Bravo to everyone involved with Civil War, because the movie was executed pretty much as perfectly as anyone could have hoped for. For me, being a big comic book fan, there was enough there physically, emotionally and thematically to call this a solid adaptation. Nothing is ever going to be perfect, but the Russo’s did as well as they could have with the tools they were given. I absolutely cannot wait for both Infinity War movies knowing that these guys are in the driver’s seat. They have the keys to the castle and now they will have more heroes to work with, one of Marevl’s biggest and baddest villains, a larger scale story to play with, all across two films instead of one.
Other Thoughts and Theories:
- Spider-Man was phenomenal. Tom Holland was SPECTACULAR and the solo movie should be really good.
- Ant-Man was such a delight in this movie and Paul Rudd keeps making the character more and more enjoyable. I really loved his line in the prison about never trusting Starks only to have Tony respond, “who are you?”
- It was nice seeing more development of Wanda and Vision’s relationship.
- Is Bucky’s line at the end about not being safe until he gets the brainwashing out of him a subtle nod about how Doctor Strange might be recruited and incorporated into the Avengers?

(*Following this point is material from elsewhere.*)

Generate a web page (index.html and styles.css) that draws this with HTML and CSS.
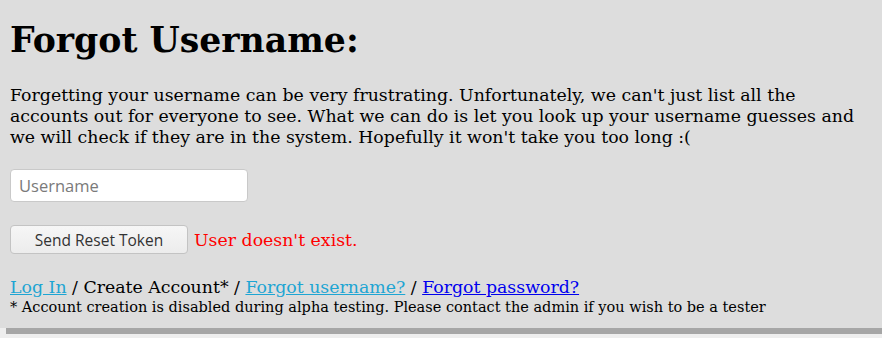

- Could General Ross have been the one to have contracted Crossbones to steal the red serum at the beginning of the film? It would create more reasons his character would benefit from the Sokovia Accords if it allowed him operate above everyone else from behind the scenes for personal gain. Plus, it could be him secretly doing more testing to re-create the Hulk and lead to his eventual turn into Red Hulk.
- Now that we know Tony and Pepper are on a break, is he going to start dating Aunt May? Is that how he gets included into Homecoming?